Stuff You Wouldn't Believe!

(Part of The Future: A Retrospective)


Levitation Vehicle

Levitation Vehicle
Odds 100%
Year 1991
Cost $100,000/1989 ($110500/1991)

"This is the stuff of comic books, sci-fi magazines, and the dreams of generations of little boys who loved machines." Unfortunately, so it remains. Paul Moller's Moller M400 Skycar, featured in Future Stuff as the Moller 400, currently plans to be FAA certified by December 31, 2008. Interested buyers can get in line to buy one by ponying up a refundable deposit.

This is a good one to start off with because it shows how the authors' primary source for information and estimates is the inventors themselves. The people working on a project tend to be over-optimistic about when it will be done and how well it will be received. In the book, Moller seems pretty realistic about the latter: "While it may seem like the fulfillment of every commuter's fantasy to leave bumper-to-bumper traffic below, Moller believes that the craft's first application wil be performing search-and-rescue missions in isolated areas."

This is also a good one to start with because the product is still being developed. We have fairly detailed specs for the product both in Future Stuff and on the website, so we can do a rough comparison:
Moller 400 (1989) Moller M400 (2007)
Dimensions 6'x9.5'x18' "Large automobile"
Cruising speed 225 MPH 275 MPH
Fuel efficiency 15 MPG 20 MPG (uses ethanol)
Deposit amount $5000/1989 ($8200/2006) $10000-$100000/2007
List price $100000/1989 ($164000/2006) $500000-$995000/2007


The Water Battery

The Water Battery
Odds 85%
Year 1991
Cost $5/1989 ($5.50/1991)

"A battery that runs on water, or juice, or Coca-Cola, or even beer and wine sounds too bizarre, right?" Well, "runs on" is not really the right word here. It would indeed be bizarre if a battery derived energy from water, but the Water Battery just uses water as an electrolyte. The real action happens in the metal plates... look, honestly I don't know enough about batteries to accurately explain these things to you, so let me point you to this Discover article from 1986.

By amazing coincidence, that article is about VentuResearch ("Did you mean: venture search"), the same company mentioned in Future Stuff. In the Discover article the product is a watch that runs off a zinc pile. Future Stuff: "A few years ago they made Ripley's Believe it or Not with a watch that was powered [sic] by liquid. The "water watch" was a moderate success with consumers..." Note the repetition in the Discover article of what was probably a standard sales pitch: "Any liquid -- Pepsi, tea, milk, orange juice, water, beer -- will do." I guess Discover and Future Stuff were sponsored by different brands of cola.

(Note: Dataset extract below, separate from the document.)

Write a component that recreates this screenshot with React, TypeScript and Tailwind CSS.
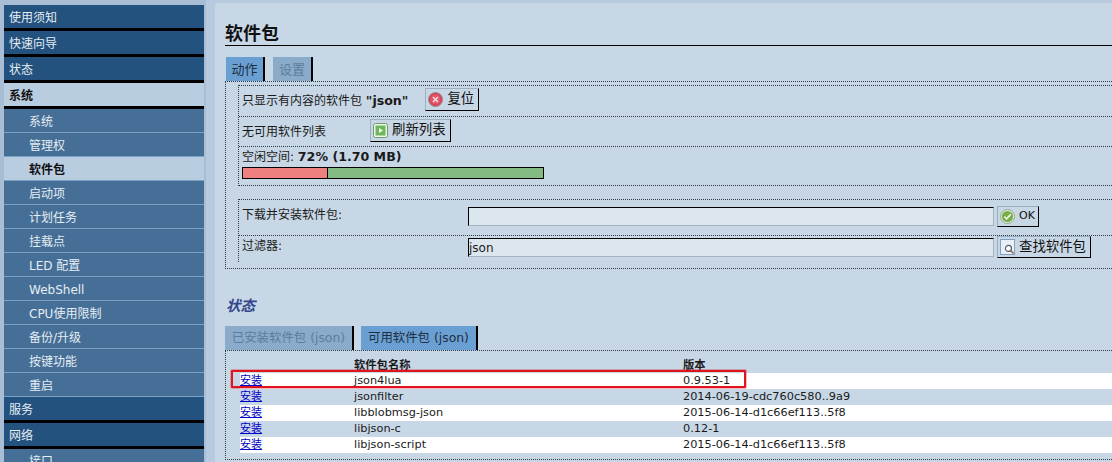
import React from "react";

const FONT = '"DejaVu Sans", "Noto Sans CJK SC", sans-serif';

function Top({ t, active }: { t: string; active?: boolean }) {
  return (
    <div
      className={
        active
          ? "h-[26px] pl-[5px] pt-[2px] flex items-center bg-[#b9cde0] text-[#111] font-bold border-b-[3px] border-black"
          : "h-[26px] pl-[5px] pt-[2px] flex items-center bg-[#24527f] text-[#e6edf4] border-b-[3px] border-black"
      }
    >
      {t}
    </div>
  );
}

function Sub({ t, current }: { t: string; current?: boolean }) {
  return (
    <div
      className={
        "h-[24px] pl-[25px] pt-[2px] flex items-center border-b border-[#7ba0c4] " +
        (current ? "bg-[#b9cde0] text-[#111] font-bold" : "bg-[#456f96] text-[#e6edf4]")
      }
    >
      {t}
    </div>
  );
}

function Sidebar() {
  const items = ["系统", "管理权", "软件包", "启动项", "计划任务", "挂载点", "LED 配置", "WebShell", "CPU使用限制", "备份/升级", "按键功能", "重启"];
  return (
    <div className="w-[215px] shrink-0 h-full overflow-hidden bg-[#b7cadf]">
      <div className="w-[206px] h-full bg-[#a9bed5] pt-[5px] pl-[4px] pr-[2px]">
        <Top t="使用须知" />
        <Top t="快速向导" />
        <Top t="状态" />
        <Top t="系统" active />
        {items.map((t) => (
          <Sub key={t} t={t} current={t === "软件包"} />
        ))}
        <Top t="服务" />
        <Top t="网络" />
        <Sub t="接口" />
      </div>
    </div>
  );
}

function Btn({ icon, label, className }: { icon: React.ReactNode; label: string; className?: string }) {
  return (
    <div
      className={
        "h-[23px] flex items-center gap-[4px] pl-[2px] pr-[4px] bg-[#c8d7e6] border border-[#9db0c2] border-r-black border-b-black text-[#111] text-[13.4px] " +
        (className ?? "")
      }
    >
      {icon}
      <span>{label}</span>
    </div>
  );
}

const RedIcon = (
  <svg width="15" height="15" viewBox="0 0 15 15">
    <circle cx="7.5" cy="7.5" r="7" fill="#d9435a" stroke="#9a8a90" />
    <circle cx="7.5" cy="7.5" r="5" fill="#e2566a" />
    <path d="M5 5l5 5M10 5l-5 5" stroke="#f6dbe0" strokeWidth="1.6" />
  </svg>
);
const GreenPlay = (
  <svg width="15" height="15" viewBox="0 0 15 15">
    <rect x="0.5" y="0.5" width="14" height="14" rx="2" fill="#eef5ea" stroke="#6f9c6a" />
    <rect x="2.5" y="2.5" width="10" height="10" fill="#6cb85a" />
    <path d="M6 5l4 2.5L6 10z" fill="#f4fbef" />
  </svg>
);
const GreenCheck = (
  <svg width="15" height="15" viewBox="0 0 16 16">
    <circle cx="8" cy="8" r="7.5" fill="#e2ecd9" stroke="#8da88a" />
    <circle cx="8" cy="8" r="6" fill="#78ad4b" />
    <path d="M4.6 8l2.4 2.5 4.4-4.8" stroke="#eef6e6" strokeWidth="1.7" fill="none" />
  </svg>
);
const SearchIcon = (
  <svg width="16" height="16" viewBox="0 0 17 17">
    <rect x="0.5" y="0.5" width="15" height="16" fill="#e8eff7" stroke="#7d9cc0" />
    <circle cx="9" cy="10" r="3.2" fill="#fff" stroke="#4d5a68" strokeWidth="1.2" />
    <path d="M11.4 12.4l3 3" stroke="#9a5a2a" strokeWidth="1.6" />
  </svg>
);

function Tab({ t, active, className }: { t: string; active?: boolean; className?: string }) {
  return (
    <div
      className={
        "h-[24px] pt-[1px] flex items-center justify-center border-r-2 border-black " +
        (active ? "bg-[#6a9fd3] text-[#1f2f40] " : "bg-[#8aabc9] text-[#5d7d9c] ") +
        (className ?? "")
      }
    >
      {t}
    </div>
  );
}

const dotted = "border-dotted border-[#2f3a44]";

function Main() {
  const rows = [
    ["json4lua", "0.9.53-1"],
    ["jsonfilter", "2014-06-19-cdc760c580..9a9"],
    ["libblobmsg-json", "2015-06-14-d1c66ef113..5f8"],
    ["libjson-c", "0.12-1"],
    ["libjson-script", "2015-06-14-d1c66ef113..5f8"],
  ];
  return (
    <div className="flex-1 min-w-0 h-full pt-[3px] overflow-hidden">
      <div className="h-full pl-[10px] pt-[19px] bg-[#c8d7e6] rounded-tl-[4px]">
        <h1 className="h-[24px] w-full border-b border-black text-[18px] leading-[24px] font-bold text-[#111]">软件包</h1>

        <div className="flex gap-[8px] pl-[1px] mt-[11px] text-[13px]">
          <Tab t="动作" active className="w-[39px]" />
          <Tab t="设置" className="w-[40px]" />
        </div>

        <div className={"h-[188px] border-t border-l border-b " + dotted + " pl-[12px] pt-[3px]"}>
          <div className={"border-l border-t border-b " + dotted + " h-[101px]"}>
            <div className={"h-[31px] flex items-center pl-[3px] border-b " + dotted}>
              <span>只显示有内容的软件包 <b className="text-[12.6px]">"json"</b></span>
              <Btn icon={RedIcon} label="复位" className="ml-[17px] -mt-[3px]" />
            </div>
            <div className={"h-[30px] flex items-center pl-[3px] border-b " + dotted}>
              <span className="w-[128px]">无可用软件列表</span>
              <Btn icon={GreenPlay} label="刷新列表" className="-mt-[2px]" />
            </div>
            <div className="pl-[3px] pt-[2px]">
              <div className="h-[16px] leading-[16px]">
                空闲空间: <b className="text-[12.6px]">72% (1.70 MB)</b>
              </div>
              <div className="flex w-[302px] h-[12px] mt-[2px] border border-black bg-[#84bb82]">
                <div className="w-[85px] bg-[#ee8080] border-r border-black" />
              </div>
            </div>
          </div>

          <div className={"mt-[13px] border-l " + dotted + " h-[63px]"}>
            <div className={"h-[37px] flex pl-[3px] border-t border-b " + dotted}>
              <span className="w-[226px] pt-[7px] leading-[16px]">下载并安装软件包:</span>
              <div className="w-[526px] h-[19px] mt-[7px] bg-[#dce6ef] border-l border-t border-black border-r border-b border-r-[#a5b3c0] border-b-[#a5b3c0]" />
              <Btn icon={GreenCheck} label="OK" className="ml-[3px] mt-[6px] !text-[11px] !h-[21px] !pr-[3px]" />
            </div>
            <div className="h-[26px] flex pl-[3px]">
              <span className="w-[226px] pt-[2px] leading-[16px]">过滤器:</span>
              <div className="w-[526px] h-[19px] mt-[2px] bg-[#dce6ef] border-l border-t border-black border-r border-b border-r-[#a5b3c0] border-b-[#a5b3c0] leading-[18px]">json</div>
              <Btn icon={SearchIcon} label="查找软件包" className="ml-[3px] !h-[22px] !gap-[3px] !pr-[4px]" />
            </div>
          </div>
        </div>

        <h2 className="mt-[28px] ml-[1px] h-[18px] leading-[18px] text-[14.5px] font-bold italic text-[#33478a]">状态</h2>

        <div className="flex gap-[7px] mt-[11px] text-[12.4px]">
          <Tab t="已安装软件包 (json)" className="w-[129px]" />
          <Tab t="可用软件包 (json)" active className="w-[117px]" />
        </div>

        <div className={"relative h-[110px] border-t border-l border-b " + dotted + " pl-[14px] pt-[7px] text-[11.3px]"}>
          <div className="grid grid-cols-[114px_329px_1fr] h-[15px] leading-[15px] font-bold text-[11.3px]">
            <span />
            <span>软件包名称</span>
            <span>版本</span>
          </div>
          {rows.map((r, i) => (
            <div
              key={r[0]}
              className={"grid grid-cols-[113px_328px_1fr] gap-x-[1px] h-[16px] leading-[15px] " + (i % 2 === 0 ? "bg-white" : "")}
            >
              <a className="text-[#0000c8] underline text-[11px]">安装</a>
              <span>{r[0]}</span>
              <span>{r[1]}</span>
            </div>
          ))}
          <div className="absolute left-[5px] top-[19px] w-[515px] h-[18px] border-2 border-[#e0141e] rounded-[1px] shadow-[0_0_0_1px_rgba(224,20,30,0.3)]" />
        </div>
      </div>
    </div>
  );
}

export default function App() {
  return (
    <div
      className="w-[1112px] h-[462px] flex overflow-hidden bg-[#b7cadf] text-[12px] text-[#1a1a1a]"
      style={{ fontFamily: FONT }}
    >
      <Sidebar />
      <Main />
    </div>
  );
}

The water battery is compatible with traditional batteries. The advantage is that the electrolyte is water, instead of, say, lye. It's got a screw-top cap and when you're not using the battery, you can dump the electrolyte down the sink and the battery will stop deteriorating (Won't the water have dissolved zinc ions in it? Should I worry about that?).

Once you do, "[t]he inside won't corrode because the 'juice' is drained. And the battery doesn't die because it discharges only when there's liquid inside." I'm pretty sure those two statements are identical: the corrosion, not the water, is what powers the battery.

Assuming they got it to work. I can see two reasons why this didn't catch on. First, it's an incremental improvement, not a revolution. When you're not using your boom box, you leave the batteries in. You don't take them out and put them back in a cool dry place. It's unlikely you'll go through the trouble of taking them out and pouring out the electrolyte just to get some extra life out of them. If it made the batteries last ten times longer you might do it, but I suspect the savings is more like 10%.

Second, the design makes a common but dangerous assumption: that people are not morons and will use the product correctly. It's hard to mess up the water watch because you don't have to open it. But if you don't screw the top back on the battery properly, the electrolyte will leak out into your boom box.


Smart House

Smart House
Odds 90%
Year 1997
Cost $7000-$10,000/1989 ($9300-$13,000/1997), including installation

"A few years ago, it took a bit of a conceptual stretch to imagine a VCR that could record a program while you weren't at home. But just imagine a Smart House, which can operate all appliances from anywhere. And that's just the beginning."

Gimme a break. A few years ago, like 1956, it was easy to imagine combining your existing appliances in vague ways ("Or you can tell your oven to make the TV flash when the roast is done"). What's not easy to imagine is an entirely new appliance like the VCR.

This item is the same dreamlike promises we've been hearing for years, and they're still at it. It's more a sign of corporate decadence than something you'd would want or be able to buy. The ones pushing it this time are the National Homebuilder's Association. According to Future Stuff, all your appliances will communicate over a home network. "Everything will be controlled by a panel on the wall, a video touch screen, a remote control device, a voice recognition system, automatic sensors, and/or by telephone from anywhere in the world." Well, we got the home network, but the only recognizable appliance on it is my "VCR", and I never program it through the network.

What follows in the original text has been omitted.